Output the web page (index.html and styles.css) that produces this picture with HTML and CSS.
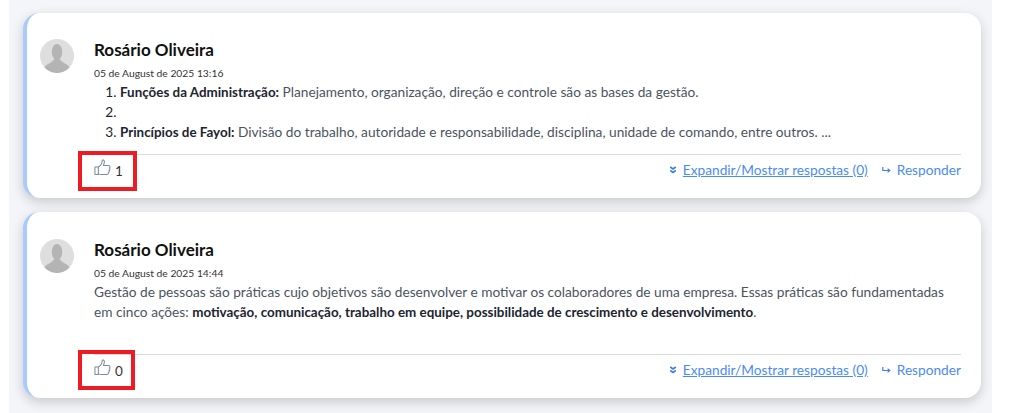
FILE: index.html
```html
<!DOCTYPE html>
<html>
<head>
    <meta charset="UTF-8">
    <meta name="viewport" content="width=device-width, initial-scale=1.0">
    <title>Comentários</title>
    <link rel="stylesheet" href="styles.css">
</head>
<body>
    <div class="page">
        <!-- First comment -->
        <div class="comment">
            <div class="comment-main">
                <svg class="avatar" viewBox="0 0 34 34">
                    <circle cx="17" cy="17" r="17" fill="#dedede"></circle>
                    <ellipse cx="17" cy="13" rx="5.2" ry="8" fill="#b4b4b4"></ellipse>
                    <path d="M4.5 28.5 C6 25 12 24 14.5 20 L19.5 20 C22 24 28 25 29.5 28.5 A17 17 0 0 1 4.5 28.5 Z" fill="#b4b4b4"></path>
                </svg>
                <div class="comment-body">
                    <div class="author">Rosário Oliveira</div>
                    <div class="date">05 de August de 2025 13:16</div>
                    <ol class="text-list">
                        <li><strong>Funções da Administração:</strong> <span class="muted">Planejamento, organização, direção e controle são as bases da gestão.</span></li>
                        <li></li>
                        <li><strong>Princípios de Fayol:</strong> <span class="muted">Divisão do trabalho, autoridade e responsabilidade, disciplina, unidade de comando, entre outros. ...</span></li>
                    </ol>
                </div>
            </div>
            <div class="comment-footer">
                <div class="likes">
                    <svg class="thumb" viewBox="0 0 18 18">
                        <path d="M1 8.5 H4.6 V16.5 H1 Z M4.6 8.5 C6.5 7.5 8.5 4.5 8.7 1.6 C8.8 0.6 11 0.8 11 3 C11 4.5 10.4 5.8 10 6.8 H15.5 C17.2 6.8 17.3 9 16.2 9.4 C17.2 10 17 11.6 15.9 12 C16.5 12.8 16.2 14 15.2 14.3 C15.5 15.5 14.8 16.5 13.6 16.5 H7.5 C6.2 16.5 5.4 16 4.6 15.6" fill="none" stroke="#7d8a9c" stroke-width="1.1" stroke-linejoin="round"></path>
                    </svg>
                    <span class="like-count">1</span>
                </div>
                <div class="actions">
                    <svg class="action-icon" viewBox="0 0 8 8">
                        <path d="M1.2 1 L4 3 L6.8 1 M1.2 4.5 L4 6.5 L6.8 4.5" fill="none" stroke="#3f7fe8" stroke-width="1.7"></path>
                    </svg>
                    <a class="expand-link" href="#">Expandir/Mostrar respostas (0)</a>
                    <svg class="action-icon reply-icon" viewBox="0 0 9 8">
                        <path d="M0.8 1 V4.5 H7.5 M5.6 2.6 L7.8 4.5 L5.6 6.4" fill="none" stroke="#3f7fe8" stroke-width="1.2"></path>
                    </svg>
                    <span class="reply-link">Responder</span>
                </div>
            </div>
            <div class="highlight"></div>
        </div>

        <!-- Second comment -->
        <div class="comment">
            <div class="comment-main">
                <svg class="avatar" viewBox="0 0 34 34">
                    <circle cx="17" cy="17" r="17" fill="#dedede"></circle>
                    <ellipse cx="17" cy="13" rx="5.2" ry="8" fill="#b4b4b4"></ellipse>
                    <path d="M4.5 28.5 C6 25 12 24 14.5 20 L19.5 20 C22 24 28 25 29.5 28.5 A17 17 0 0 1 4.5 28.5 Z" fill="#b4b4b4"></path>
                </svg>
                <div class="comment-body">
                    <div class="author">Rosário Oliveira</div>
                    <div class="date">05 de August de 2025 14:44</div>
                    <p class="text-plain">Gestão de pessoas são práticas cujo objetivos são desenvolver e motivar os colaboradores de uma empresa. Essas práticas são fundamentadas em cinco ações: <strong>motivação, comunicação, trabalho em equipe, possibilidade de crescimento e desenvolvimento</strong>.</p>
                </div>
            </div>
            <div class="comment-footer">
                <div class="likes">
                    <svg class="thumb" viewBox="0 0 18 18">
                        <path d="M1 8.5 H4.6 V16.5 H1 Z M4.6 8.5 C6.5 7.5 8.5 4.5 8.7 1.6 C8.8 0.6 11 0.8 11 3 C11 4.5 10.4 5.8 10 6.8 H15.5 C17.2 6.8 17.3 9 16.2 9.4 C17.2 10 17 11.6 15.9 12 C16.5 12.8 16.2 14 15.2 14.3 C15.5 15.5 14.8 16.5 13.6 16.5 H7.5 C6.2 16.5 5.4 16 4.6 15.6" fill="none" stroke="#7d8a9c" stroke-width="1.1" stroke-linejoin="round"></path>
                    </svg>
                    <span class="like-count">0</span>
                </div>
                <div class="actions">
                    <svg class="action-icon" viewBox="0 0 8 8">
                        <path d="M1.2 1 L4 3 L6.8 1 M1.2 4.5 L4 6.5 L6.8 4.5" fill="none" stroke="#3f7fe8" stroke-width="1.7"></path>
                    </svg>
                    <a class="expand-link" href="#">Expandir/Mostrar respostas (0)</a>
                    <svg class="action-icon reply-icon" viewBox="0 0 9 8">
                        <path d="M0.8 1 V4.5 H7.5 M5.6 2.6 L7.8 4.5 L5.6 6.4" fill="none" stroke="#3f7fe8" stroke-width="1.2"></path>
                    </svg>
                    <span class="reply-link">Responder</span>
                </div>
            </div>
            <div class="highlight highlight-narrow"></div>
        </div>
    </div>
</body>
</html>
```

FILE: styles.css
```css
html, body {
    margin: 0;
    height: 413px;
    overflow: hidden;
    background-color: white;
}

body {
    font-family: Lato, "Noto Sans", Arial, sans-serif;
    color: #212529;
}

.page {
    margin-left: 9px;
    width: 983px;
    height: 413px;
    box-sizing: border-box;
    padding: 13px 11px 0 14px;
    background-color: #f4f5f8;
    display: flex;
    flex-direction: column;
    gap: 14px;
}

.comment {
    position: relative;
    height: 185px;
    box-sizing: border-box;
    padding: 26px 20px 0 13px;
    background-color: white;
    border-left: 4px solid #a9cbfb;
    border-radius: 16px;
    box-shadow: 0 4px 12px rgba(0, 0, 0, 0.18);
    display: flex;
    flex-direction: column;
}

.comment + .comment {
    height: 186px;
    padding-top: 27px;
}

.comment-main {
    display: flex;
    gap: 20px;
    height: 115px;
}

.avatar {
    width: 34px;
    height: 34px;
    flex-shrink: 0;
}

.comment-body {
    flex: 1;
}

.author {
    font-size: 17px;
    font-weight: 700;
    line-height: 22px;
    color: #111;
}

.date {
    font-size: 10.3px;
    line-height: 14px;
    margin-top: 5px;
    color: #333;
}

.text-list {
    margin: 2px 0 0 0;
    padding-left: 26px;
    font-size: 13.7px;
    line-height: 20px;
}

.text-plain {
    margin: 2px 0 0 0;
    font-size: 13.7px;
    line-height: 20px;
    color: #4a5460;
}

strong {
    font-size: 13.4px;
    font-weight: 700;
    color: #1c2430;
}

.muted {
    color: #4a5460;
}

.comment-footer {
    margin-left: 54px;
    border-top: 1px solid #d9d9d9;
    display: flex;
    justify-content: space-between;
    align-items: center;
    height: 30px;
}

.likes {
    display: flex;
    align-items: flex-end;
    gap: 4px;
    margin-bottom: 2px;
}

.thumb {
    width: 17px;
    height: 17px;
    margin-bottom: 4px;
}

.like-count {
    font-size: 13.5px;
    line-height: 15px;
    margin-bottom: 1px;
    color: #333;
}

.actions {
    display: flex;
    align-items: center;
    font-size: 13.7px;
    margin-bottom: 1px;
    color: #4a8cf7;
}

.action-icon {
    width: 8px;
    height: 8px;
    margin-right: 6px;
}

.reply-icon {
    width: 9px;
    margin-left: 14px;
}

.expand-link {
    color: #4a8cf7;
}

.highlight {
    position: absolute;
    top: 138px;
    left: 51px;
    width: 59px;
    height: 40px;
    box-sizing: border-box;
    border: 4px solid #ed1c24;
}

.highlight-narrow {
    width: 57px;
}
```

★ ★ ★ ★ ★ ★ ★

**OBJECTIVE:** Count all lines of the data that include "page". The answer is the number alone.

**FULL OUTPUT:** 3